▶ Do this: Every line with the word "index" in it should be extracted from the data that follows.

◆ ◆ ◆

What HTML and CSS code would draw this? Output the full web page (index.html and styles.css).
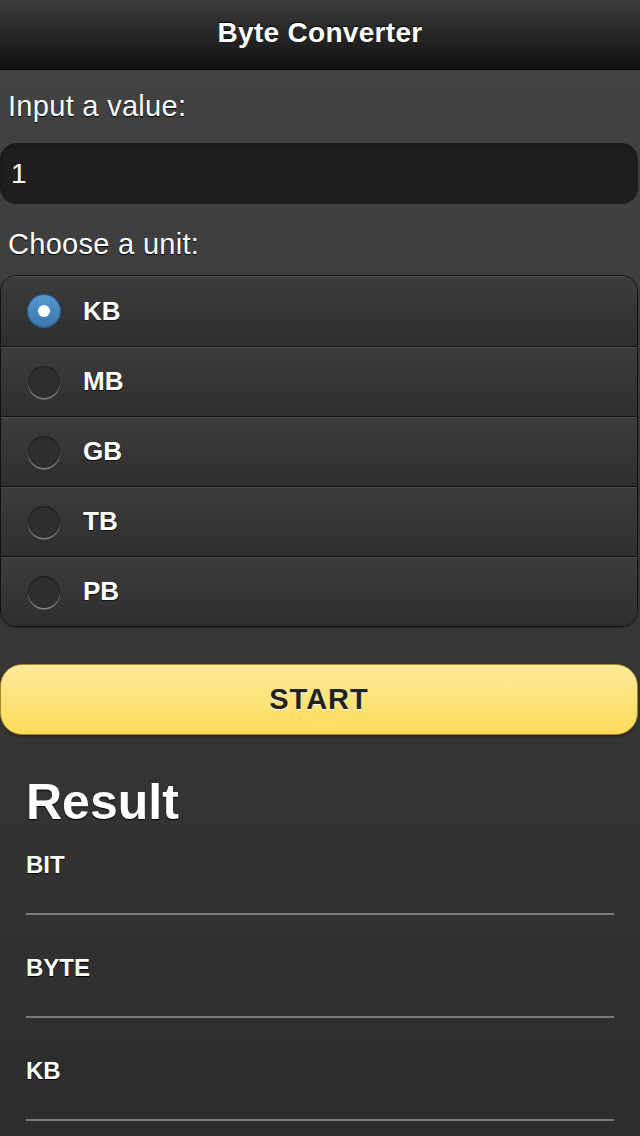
FILE: index.html
```html
<!DOCTYPE html>
<html lang="en">
<head>
<meta charset="utf-8">
<title>Byte Converter</title>
<link rel="stylesheet" href="styles.css">
</head>
<body>
<header class="bar"><h1 class="bar-title">Byte Converter</h1></header>
<main class="content">
  <label class="field-label" for="value">Input a value:</label>
  <input class="text-input" id="value" type="text" value="1">
  <div class="field-label">Choose a unit:</div>
  <div class="radio-group">
    <div class="radio-item"><span class="radio on"></span><span class="radio-text">KB</span></div>
    <div class="radio-item"><span class="radio"></span><span class="radio-text">MB</span></div>
    <div class="radio-item"><span class="radio"></span><span class="radio-text">GB</span></div>
    <div class="radio-item"><span class="radio"></span><span class="radio-text">TB</span></div>
    <div class="radio-item"><span class="radio"></span><span class="radio-text">PB</span></div>
  </div>
  <button class="btn-start" type="button">START</button>
  <section class="result">
    <h2 class="result-title">Result</h2>
    <div class="result-row"><div class="result-label">BIT</div></div>
    <div class="result-row"><div class="result-label">BYTE</div></div>
    <div class="result-row"><div class="result-label">KB</div></div>
  </section>
</main>
</body>
</html>
```

FILE: styles.css
```css
html {
  background: #2c2c2c;
}
body {
  margin: 0;
  min-height: 1136px;
  overflow: hidden;
  font-family: "Liberation Sans", Arial, sans-serif;
  color: #fff;
  background: linear-gradient(#444444 0, #2c2c2c 1136px);
}
.bar {
  height: 65px;
  padding-bottom: 4px;
  border-bottom: 1px solid #000;
  background: linear-gradient(#3c3c3c, #111111);
  display: flex;
  align-items: center;
  justify-content: center;
}
.bar-title {
  margin: 0;
  font-size: 28px;
  letter-spacing: 0.3px;
  font-weight: bold;
  text-shadow: 0 -1px 1px #000;
}
.content {
  padding-top: 19px;
}
.field-label {
  display: block;
  margin: 0 8px;
  font-size: 29px;
  letter-spacing: 0.3px;
  line-height: 34px;
  text-shadow: 0 1px 1px #000;
}
.text-input {
  display: block;
  box-sizing: border-box;
  width: calc(100% - 2px);
  height: 61px;
  margin: 20px 0 23px 0;
  padding: 0 10px;
  border: 1px solid #1b1b1b;
  border-radius: 16px;
  background: #1f1f1f;
  color: #fff;
  font-family: "Liberation Sans", Arial, sans-serif;
  font-size: 28px;
  box-shadow: inset 0 1px 4px rgba(0, 0, 0, 0.25);
  outline: none;
}
.radio-group {
  margin: 14px 2px 0 0;
  border: 1px solid #111;
  border-radius: 16px;
  overflow: hidden;
  box-shadow: 0 1px 2px rgba(0, 0, 0, 0.3);
}
.radio-item {
  height: 70px;
  box-sizing: border-box;
  display: flex;
  align-items: center;
  padding-left: 27px;
  background: linear-gradient(#3c3c3c, #2e2e2e);
  border-top: 1px solid #111;
  box-shadow: inset 0 1px 0 rgba(255, 255, 255, 0.09);
}
.radio-item:first-child {
  border-top: none;
}
.radio {
  width: 32px;
  height: 32px;
  border-radius: 50%;
  background: #2e2e2e;
  box-shadow: 0 1.5px 0 rgba(255, 255, 255, 0.4), inset 0 1px 2px rgba(0, 0, 0, 0.45);
  display: flex;
  align-items: center;
  justify-content: center;
}
.radio.on {
  background: linear-gradient(#5797cf, #3c77b0);
  box-shadow: 0 0 0 1px #2c5d8f;
}
.radio.on::after {
  content: "";
  width: 12px;
  height: 12px;
  border-radius: 50%;
  background: #fff;
}
.radio-text {
  margin-left: 23px;
  font-size: 26px;
  font-weight: bold;
  text-shadow: 0 1px 1px #111;
}
.btn-start {
  display: block;
  box-sizing: border-box;
  width: calc(100% - 2px);
  height: 71px;
  margin: 37px 0 0 0;
  border: 1px solid #a8872a;
  border-radius: 22px;
  background: linear-gradient(#fde99a, #fcdc5a);
  color: #222;
  font-family: "Liberation Sans", Arial, sans-serif;
  font-size: 29px;
  letter-spacing: 1px;
  font-weight: bold;
  text-shadow: 0 1px 0 #fff;
  box-shadow: 0 1px 3px rgba(0, 0, 0, 0.5);
}
.result {
  margin-top: 37px;
  padding: 0 26px;
}
.result-title {
  margin: 0;
  font-size: 50px;
  line-height: 60px;
  font-weight: bold;
  text-shadow: 0 1px 1px #000;
}
.result-row {
  padding: 39px 0 34px;
  border-bottom: 2px solid #7a7a7a;
}
.result-title + .result-row {
  padding-top: 19px;
}
.result-label {
  font-size: 24px;
  line-height: 28px;
  font-weight: bold;
  text-shadow: 0 1px 1px #000;
}
```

◆ ◆ ◆

▶ Task answer:
What HTML and CSS code would draw this? Output the full web page (index.html and styles.css).
FILE: index.html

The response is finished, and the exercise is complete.